First, I apologize for calling you "Brangelina." But it's your own fault! Your twin stardom, the stardom of your twins, your nuzzlefests at big movie events, Brad's photos of Angelina's milky breasts, and our lust to believe lurid things about Jennifer Aniston's human fumarole of a burned heart have made you a mythical beast larger than the sum of your parts. A hybrid, a liminal being made up of two natures. Mick Jagger used to call the Beatles "the four-headed monster" -- you've become a two-headed monster, like the Siskbert in Willow, only prettier.
Besides, Brangelina is more exciting offscreen than any of the Oscar movies are onscreen. I mean, Hollywood execs are crazier than Detroit's and Wall Street's put together. Right after scoring the lowest ratings in history for last year's Oscar broadcast -- worse even than the 2003 Oscars, which coincided with the Iraq War -- they greenlit the most downbeat, highbrow, crowd-dispersing Oscar movie slate since ... well, since last year. Some great movies, and yours are interesting, but if wicked undercover operatives had snuck into Hollywood to subvert it from within and drive audiences away from theaters and TV screens forever, they couldn't have done better.
You're our only hope! You've got to go to the Oscars and singlehandedly save it! (Or quadruple-handedly.) Who else is going to do it? Song and dance man Hugh Jackman, the Sexiest Man Alive (sexiest man, my blue baboon butt), choreographed by his not-lately-hitmaking pal Baz Luhrmann? Please! No, all eyes will be on you Feb. 22, because it's up to you two to pull it all out of the fire. If you don't entertain us, Oscar night may die forever.

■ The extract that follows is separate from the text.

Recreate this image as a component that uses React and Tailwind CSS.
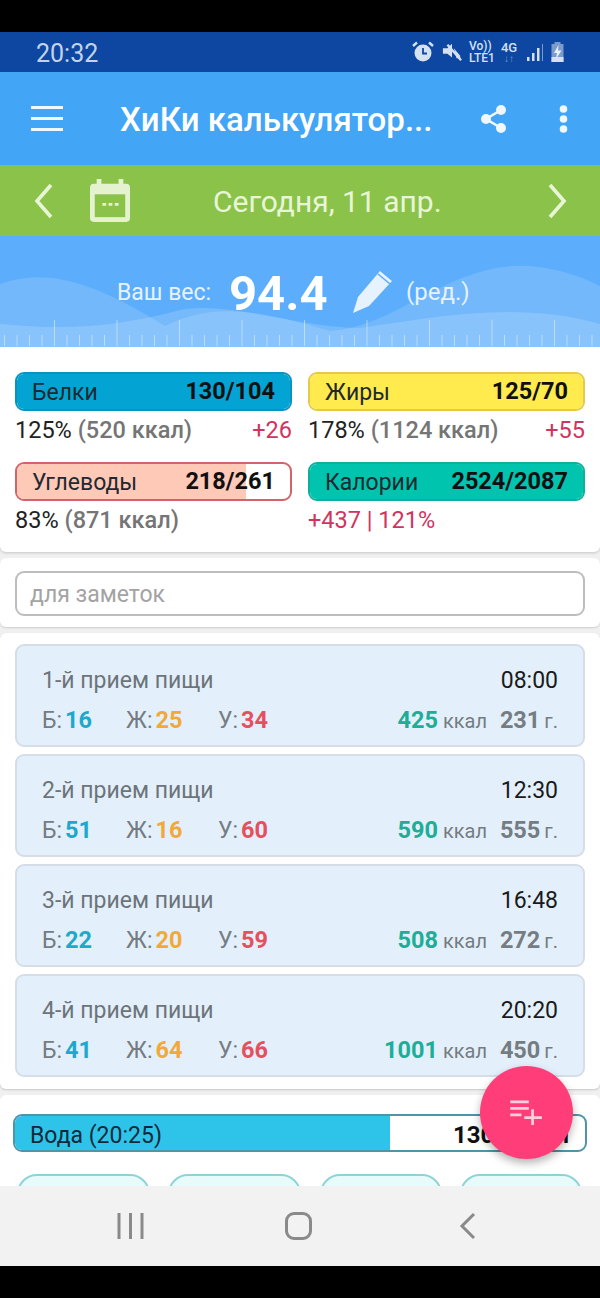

But it's bite the bullet time. You've got to face it: Brangelina is going to lose. OK, Benjamin Button leads the nominations, so you can only lose so badly. Yet that bad boy Defamer has a very clever analysis of why Benjamin will be zero for 13 on Oscar night. Nobody thinks he's right, but Variety's Anne Thompson (who may be the best Oscar guesser ever) guesses Brad will lose Best Actor to Sean Penn for Milk -- which finally goes wide this week, like a horse paid by the mob to hang back from the pack and crash through to the finish line at the last minute.
As for Angelina, even you know not to bother to rehearse a thank-you speech. Like you're going to beat 15-time nominee Meryl Streep, let alone 2008 It Girl Kate Winslet! Oooh, did you look frosted when you lost to Kate at the Golden Globes! Why did you even do those Euro-nobodies the considerable favor of showing up, you probably wondered. Every time she said "Gather," you looked in a bigger lather. You even lost to her in Entertainment Weekly's Best Dressed competition. You looked elegant as ever, and Kate's got the most voluminous derriere in movies this side of Queen Latifah, yet her blinding cobalt blue spray-on Narciso Rodriguez gown won Best Dressed, and your dun-colored number won Worst Dressed: "Could this be an elaborate prank by one of the world's most beautiful women to see just how dully she can dress and get away with it?" You should've worn the daring back-baring blue dress you wore (backwards, no less!) to the Screen Actors Guild awards -- much more stylish than Kate's Golden Globes duds.
But you chose to go the classy route instead, and that's Brangelina's whole problem this year. The original class act Clint Eastwood must've sounded like a slam-dunk idea for a director. How were you to know 2009 was "Let's All Turn On Clint Like He Was Piggy in Lord of the Flies" year? Brad, you were classy to hire Chuck Close to photograph you for the cover of W Magazine, and he was classy to do it. And Benjamin Button is way too classy for its own good: a loooong adaptation of an F. Scott Fitzgerald throwaway short story, glossy and melancholy and as full of pasts recaptured as Atonement, with less sex appeal than Dennis Kucinich.
In a just world, Brad, you would've been nominated for that hilarious, vivid dumb-guy criminal role in Burn After Reading (and so would Richard Jenkins). It's even better than your definitive dumb-guy pothead who stole True Romance in a few brief scenes, or your definitive dumb-guy pugilist in Fight Club. You're one of the great comic actors of our time. But Oscar doesn't like comedy, because Oscar is a criminally dumb guy, and vain. He likes self-importance, which should be good news for Benjamin Button. But even better, he likes old-time feel-good hits that make him feel liberal and worldly, like Slumdog Millionaire, a Gandhi you can dance to.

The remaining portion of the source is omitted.